My city has been sued -once again...

http://www.chicagotribune.com/news/loca ... 6940.story

Court gives Waukegan towing law heave-ho

By Dan Gibbard
Tribune staff reporter

November 30, 2006

Community activists this week hailed a federal judge's decision to strike down Waukegan's towing ordinance, while city officials said the law has made the streets safer and vowed to appeal.

U.S. District Judge Joan Lefkow ruled Nov. 16 that the ordinance, which requires police to impound the car of any driver without a valid driver's license or insurance, violates the 4th Amendment's protection against unreasonable seizure of property because it does not allow police to consider whether towing the car is necessary to maintain public safety.

"As a consequence, the seizure ordinance is unconstitutional," she wrote.

Lefkow barred Waukegan from enforcing the law, and city attorneys said police have stopped towing vehicles.

Community groups have opposed the 4-year-old ordinance, believing it was aimed at immigrant Hispanics. They also argued that the automatic $500 impound fee and towing, storage and citation charges were not only excessive, they often added up to more than the cars were worth.

"People's constitutional rights are not something to mess around with," said Margaret Carrasco of Waukegan, who leads the Latino-rights group Casa Mexiquense. "I felt that Judge Lefkow wanted to send a clear message out in regard to ordinances that are manipulated in a way to violate constitutional rights of any human walking on the streets of Waukegan. Or driving."

City attorneys Brian Grach and Gretchen Neddenriep said they believed the ordinance was constitutional and were shocked by the ruling. The city will appeal as soon as possible, they said.

"From the mayor and the City Council's point of view, the goal is to make the streets of Waukegan as safe as possible, and this ordinance was aimed at reducing the number of accidents in Waukegan," Grach said. "The statistics show a substantial decrease in the number of accidents on the streets of Waukegan, and that's why we will immediately go to the 7th Circuit Court of Appeals."

In the case before Lefkow, Larissa Harrington lent her car to her son, who was stopped for speeding in September 2003 while driving with a license that had expired three months earlier. The son called Harrington, who asked police if she could drive the car home.

Though Harrington was properly licensed and insured and owned the car, the officer refused to let her take it, citing the mandatory towing law. Harrington challenged the law as a violation of the 4th and 14th Amendments.

Noting that the ordinance had deterred lawful owners from lending their cars to others who were not, Lefkow wrote that "deterrence is not a justification for impoundment" under the community caretaking powers granted to police.

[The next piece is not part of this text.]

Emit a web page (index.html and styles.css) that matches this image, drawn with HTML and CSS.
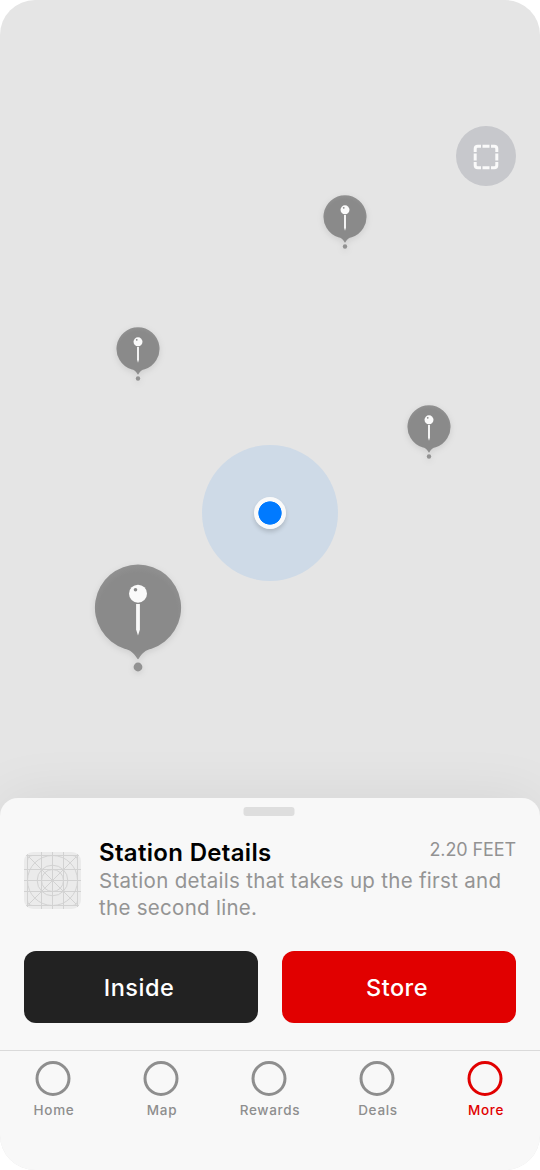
FILE: index.html
```html
<!DOCTYPE html>
<html lang="en">
<head>
<meta charset="utf-8">
<title>Station Details</title>
<link rel="stylesheet" href="styles.css">
</head>
<body>
<svg class="defs" width="0" height="0" aria-hidden="true">
  <defs>
    <radialGradient id="pin-fill" gradientUnits="userSpaceOnUse" cx="44" cy="48" r="49">
      <stop offset=".8" stop-color="#8a8a8a"/><stop offset="1" stop-color="#929292"/>
    </radialGradient>
  </defs>
  <symbol id="pin" viewBox="0 0 88 110">
    <path d="M44 .5A43.200 43.200 0 0 0 30.500 84.700C36 86 39.800 88.500 43.200 94.500Q44 96 44.800 94.500C48.200 88.500 52 86 57.500 84.700A43.200 43.200 0 0 0 44 .5Z" fill="url(#pin-fill)"/>
    <circle cx="44" cy="103" r="4.400" fill="#929292"/>
    <circle cx="44" cy="29.700" r="9" fill="#fafafa"/>
    <circle cx="41.500" cy="25.700" r="1.800" fill="#8a8a8a"/>
    <path d="M42.100 40h3.800v25.500L44 71.500l-1.900-6Z" fill="#f8f8f8"/>
  </symbol>
</svg>
<div class="screen">
  <main class="map">
    <button class="locate" aria-label="Select area">
      <svg width="26" height="26" viewBox="0 0 26 26" fill="none" stroke="#fafafa" stroke-width="3">
        <path d="M2.200 8V4.700a2.500 2.500 0 0 1 2.500-2.500H8M18 2.200h3.300a2.500 2.500 0 0 1 2.500 2.500V8M23.800 18v3.300a2.500 2.500 0 0 1-2.500 2.500H18M8 23.800H4.700a2.500 2.500 0 0 1-2.500-2.500V18M9.500 2.200h7M9.500 23.800h7M2.200 9.500v7M23.800 9.500v7"/>
      </svg>
    </button>
    <svg class="pin pin-a"><use href="#pin"/></svg>
    <svg class="pin pin-b"><use href="#pin"/></svg>
    <svg class="pin pin-c"><use href="#pin"/></svg>
    <svg class="pin pin-large"><use href="#pin"/></svg>
    <div class="position"><div class="position-dot"></div></div>
  </main>
  <section class="sheet">
    <div class="handle"></div>
    <div class="station">
      <svg class="thumb" width="57" height="57" viewBox="0 0 57 57" fill="none" stroke="#d2d2d2">
        <rect width="57" height="57" fill="#ebebeb" stroke="none"/>
        <rect x="3.500" y="3.500" width="50" height="50" rx="5"/>
        <path d="M17.500 0v57M28.500 0v57M39.500 0v57M0 17.500h57M0 28.500h57M0 39.500h57M3.500 0v57M53.500 0v57M0 3.500h57M0 53.500h57M4.500 4.500l48 48M52.500 4.500l-48 48"/>
        <circle cx="28.500" cy="28.500" r="25"/><circle cx="28.500" cy="28.500" r="15.300"/><circle cx="28.500" cy="28.500" r="11"/>
      </svg>
      <div class="info">
        <div class="heading"><h1 class="title">Station Details</h1><span class="distance">2.20 FEET</span></div>
        <p class="description">Station details that takes up the first and<br>the second line.</p>
      </div>
    </div>
    <div class="actions">
      <button class="action">Inside</button>
      <button class="action action-primary">Store</button>
    </div>
  </section>
  <nav class="tabs">
    <a class="tab"><i class="ring"></i><span>Home</span></a>
    <a class="tab"><i class="ring"></i><span>Map</span></a>
    <a class="tab"><i class="ring"></i><span>Rewards</span></a>
    <a class="tab"><i class="ring"></i><span>Deals</span></a>
    <a class="tab tab-active"><i class="ring"></i><span>More</span></a>
  </nav>
</div>
</body>
</html>
```
FILE: styles.css
```css
* { box-sizing: border-box; }
body { margin: 0; background: #fff; font-family: Inter, "Liberation Sans", sans-serif; }
button { border: 0; padding: 0; font: inherit; }
.defs { position: absolute; }
.screen { width: 540px; height: 1170px; display: flex; flex-direction: column; overflow: hidden; border-radius: 35px; background: #e5e5e5; }
.map { position: relative; flex: none; height: 798px; }
.locate { position: absolute; left: 456px; top: 126px; width: 60px; height: 60px; border-radius: 50%; background: #c7c8cc; display: flex; align-items: center; justify-content: center; padding-top: 2px; }
.pin { position: absolute; width: 44px; height: 55px; overflow: visible; filter: drop-shadow(0 2px 3px rgba(0,0,0,.1)); }
.pin-a { left: 323px; top: 195px; }
.pin-b { left: 116px; top: 327px; }
.pin-c { left: 407px; top: 405px; }
.pin-large { left: 94px; top: 564px; width: 88px; height: 110px; }
.position { position: absolute; left: 202px; top: 445px; width: 136px; height: 136px; border-radius: 50%; background: #cedae7; display: flex; align-items: center; justify-content: center; }
.position-dot { width: 32px; height: 32px; border-radius: 50%; background: radial-gradient(circle, #007aff 11.300px, #fafafa 12px); box-shadow: 0 3px 4px rgba(0,0,0,.15); }
.sheet { position: relative; flex: none; height: 252px; padding: 9px 24px 0; border-radius: 18px 18px 0 0; background: #f8f8f8; box-shadow: 0 0 60px rgba(0,0,0,.07); }
.handle { width: 51px; height: 9px; margin: 0 auto; border-radius: 3px; background: #dedede; transform: translateX(-1.500px); }
.station { display: flex; gap: 18px; height: 135px; padding-top: 22px; }
.thumb { flex: none; margin-top: 14px; border-radius: 9px; }
.info { flex: 1; }
.heading { display: flex; justify-content: space-between; align-items: flex-start; height: 30px; }
.title { margin: 0; font-size: 24px; line-height: 30px; font-weight: 600; letter-spacing: .32px; color: #000; white-space: nowrap; }
.distance { font-size: 18px; line-height: 23px; letter-spacing: -.100px; color: #929292; white-space: nowrap; }
.description { margin: -1px 0 0; font-size: 20.500px; line-height: 27px; letter-spacing: .29px; color: #949494; white-space: nowrap; }
.actions { display: flex; gap: 24px; }
.action { flex: 1; height: 72px; padding: 0 4px 0 0; border-radius: 12px; background: #222; color: #fff; font-size: 23.500px; font-weight: 500; letter-spacing: .5px; }
.action-primary { background: #e10000; }
.tabs { position: relative; flex: 1; display: flex; border-top: 1px solid #dadada; background: #f8f8f8; }
.tab { flex: 1; display: flex; flex-direction: column; align-items: center; padding-top: 10px; color: #8e8e8e; font-size: 13.500px; font-weight: 500; line-height: 18px; letter-spacing: .7px; }
.ring { width: 35px; height: 35px; margin-bottom: 5px; border: 3px solid currentColor; border-radius: 50%; transform: translateX(-1.500px); }
.tab-active { color: #e10000; }
```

Lefkow also ruled that Harrington was not entitled to punitive damages from the officer who wrote the ticket or from the city, which had already refunded her $800. She did not rule on the 14th Amendment claim that Harrington was denied due process.

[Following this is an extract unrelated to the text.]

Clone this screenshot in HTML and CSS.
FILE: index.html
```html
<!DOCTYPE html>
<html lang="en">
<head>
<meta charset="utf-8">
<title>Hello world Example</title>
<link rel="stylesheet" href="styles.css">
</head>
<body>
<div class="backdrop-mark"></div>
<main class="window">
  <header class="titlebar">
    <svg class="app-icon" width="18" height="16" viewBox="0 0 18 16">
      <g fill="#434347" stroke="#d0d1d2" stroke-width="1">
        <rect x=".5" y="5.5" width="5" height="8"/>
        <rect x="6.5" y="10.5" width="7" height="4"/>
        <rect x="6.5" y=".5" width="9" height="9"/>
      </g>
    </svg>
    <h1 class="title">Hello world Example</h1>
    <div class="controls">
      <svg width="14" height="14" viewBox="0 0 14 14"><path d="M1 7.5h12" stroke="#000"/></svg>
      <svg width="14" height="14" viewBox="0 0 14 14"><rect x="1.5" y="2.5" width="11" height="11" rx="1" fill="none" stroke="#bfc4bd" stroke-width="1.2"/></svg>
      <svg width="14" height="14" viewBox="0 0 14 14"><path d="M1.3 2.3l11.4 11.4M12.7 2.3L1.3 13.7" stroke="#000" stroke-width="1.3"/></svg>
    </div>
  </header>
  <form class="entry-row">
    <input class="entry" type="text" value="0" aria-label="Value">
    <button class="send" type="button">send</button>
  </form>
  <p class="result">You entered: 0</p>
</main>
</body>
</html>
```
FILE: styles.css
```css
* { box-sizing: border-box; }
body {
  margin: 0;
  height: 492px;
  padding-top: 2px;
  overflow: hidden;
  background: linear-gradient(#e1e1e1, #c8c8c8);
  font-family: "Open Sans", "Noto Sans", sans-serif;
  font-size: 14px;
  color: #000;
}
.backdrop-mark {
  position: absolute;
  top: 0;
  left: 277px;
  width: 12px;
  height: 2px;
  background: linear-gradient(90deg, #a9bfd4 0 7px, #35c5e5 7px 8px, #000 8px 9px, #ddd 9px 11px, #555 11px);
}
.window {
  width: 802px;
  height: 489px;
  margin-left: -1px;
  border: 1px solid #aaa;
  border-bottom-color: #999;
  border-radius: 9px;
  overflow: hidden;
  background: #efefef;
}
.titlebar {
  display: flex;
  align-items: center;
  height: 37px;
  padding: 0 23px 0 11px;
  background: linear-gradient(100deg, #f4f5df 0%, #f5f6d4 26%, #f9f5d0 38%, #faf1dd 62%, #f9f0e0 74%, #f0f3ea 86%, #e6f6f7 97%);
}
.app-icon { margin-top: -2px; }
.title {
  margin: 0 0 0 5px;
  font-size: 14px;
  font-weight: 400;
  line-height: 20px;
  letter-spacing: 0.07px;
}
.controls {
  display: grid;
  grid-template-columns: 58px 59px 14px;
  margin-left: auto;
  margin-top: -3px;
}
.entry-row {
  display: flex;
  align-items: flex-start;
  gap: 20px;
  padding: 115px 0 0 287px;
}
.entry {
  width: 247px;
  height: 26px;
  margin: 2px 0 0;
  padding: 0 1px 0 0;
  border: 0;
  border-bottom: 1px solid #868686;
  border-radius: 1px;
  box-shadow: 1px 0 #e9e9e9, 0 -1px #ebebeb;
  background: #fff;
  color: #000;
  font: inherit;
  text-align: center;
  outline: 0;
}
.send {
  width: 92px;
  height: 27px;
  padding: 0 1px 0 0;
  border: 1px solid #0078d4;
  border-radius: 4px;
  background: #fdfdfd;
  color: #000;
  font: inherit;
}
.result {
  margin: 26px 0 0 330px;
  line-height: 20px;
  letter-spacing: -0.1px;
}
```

Harrington's attorney, Earline Navy, said Waukegan was improperly attempting to override Illinois' vehicle code, which already calls for hundreds of dollars in fines for the types of violations the city sought to dissuade.

"It has to do with respecting Illinois law and following it," Navy said. "If municipalities don't think Illinois law is sufficient ... then they need to go to the normal channels and talk to our representatives and get the laws changed, not take it on themselves." OH-Oh

Navy has other clients who want their money back, and she hopes Lefkow will allow a class-action suit against the city at a hearing Thursday.

Ald. Sam Cunningham said he supports cracking down on drivers without licenses or insurance but has sought changes in the ordinance for several years to make it less harsh.

"I think we should have done something a little bit different before we got to this point," he said.

Cunningham is worried about the ruling's effect on the city's budget. The court proceedings have been expensive, he said, plus the city may have to pay back $500 fines to hundreds or even thousands of people, in addition to finding revenue to replace the $2 million a year the city has brought in through the fines.

But to Cunningham, Lefkow's ruling that the city had breached the Bill of Rights was the most sobering.

"Unconstitutional--that is more disturbing to me than anything," he said. "I don't ever want to be in a city that is violating civil rights. I don't want to be part of that."